This time I refer not to students, but instructors.
This semester I am enrolled in a Teaching Methods course. This is a 10-week, on-line course and it will extend my technical college teaching certification for 2 more years (I'll be good through 2014). It only requires 4-5 hours of time a week, and because it's on-line, that time is at our pace, at our convenience. Sunday marks the beginning of each new week and we're given new learning and assessment activities. By Wednesday night at midnight we have to post these on our on-line interface. We then have until the following Sunday to participate in discussion about each other's activities. It's not too difficult and I have gotten some good ideas so far.
This week I posted my 4 page Word document regarding my classroom management strategies on Tuesday - I usually aim for Tuesday to give myself that one day buffer should something unforeseen occur. Today I was browsing the other posts to find ones I wanted to comment on and happened to look at my own - which had no comments yet. Instead of copying and pasting my document, I uploaded it as a link. I clicked on the link and to my horror found that it didn't work and just lead the clicker to an error page. S--t.
I quickly went to my Word document and fixed the problem by copying and pasting the paper and reposting. I wrote to my instructor and told her that I fully understood that this would be considered a late assignment, but did just want to let her know that I had fixed the issue if she wanted to look at my work.
None of this is what upsets me the most.
When you click on someone's post there's this little bar that shows you the view count. It give you an overall number of views and lets you know how many of those are your own. My post had a view count of 39 - 4 of which were mine. That meant that between Tuesday and today 35 people (or some combination of people adding up to 35) had viewed my post. That means that 35 times people saw that I had a non-functional link. Number of people who replied to my post to let me know that I had a non-functional link - ZERO. Come on people.
I forgive the instructor for this - she's the instructor and if one of her students was an idiot this week, it's not her job to save me. I do not forgive the other people taking this course for this. We're all instructors - we all know what it's like to teach and be taught. Not to mention the fact that it would take about 2 seconds to reply to my post and let me know.
Why would someone not take that time? I'm really struggling to understand. Did they also take the typical instructor point of view and figure that it was my problem to know whether or not my link worked (not necessarily wrong, but we're all in this together)? Did something like this happen to them, they weren't warned and so they are bitter and won't help others out anymore (because I'm going to be in this category from now on, believe me)? Is this schadenfreude - where they saw that I would get a lesser grade this week and that somehow made them feel better about how they did on their assignment?
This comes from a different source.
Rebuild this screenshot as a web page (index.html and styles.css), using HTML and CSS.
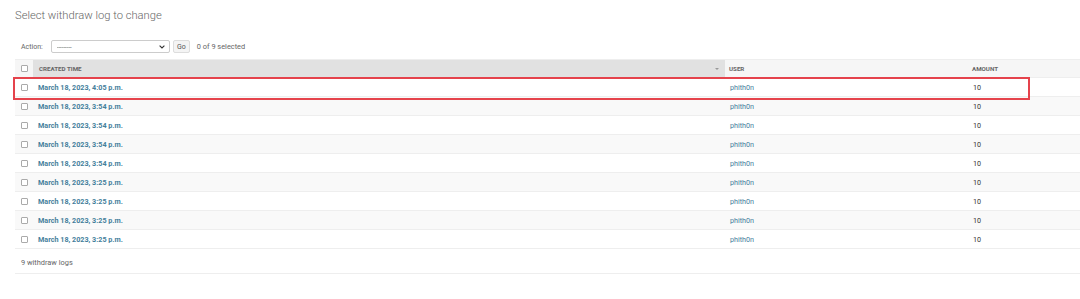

Here's hoping that I don't fail this course by the one point I would have gotten by getting this assignment in on time......
Ugh- that is so lousy. Everyone (instructor included) should have taken 2 minutes to let you know. It's not like anyone could possibly think you'd post an incorrect link up there to buy a few extra days to do your assignment.
ReplyDeleteP.S. I love to be reminded of the awesomeness of the word schadenfreude. I'm going to make a conscious effort to work that word into my everyday vocabulary.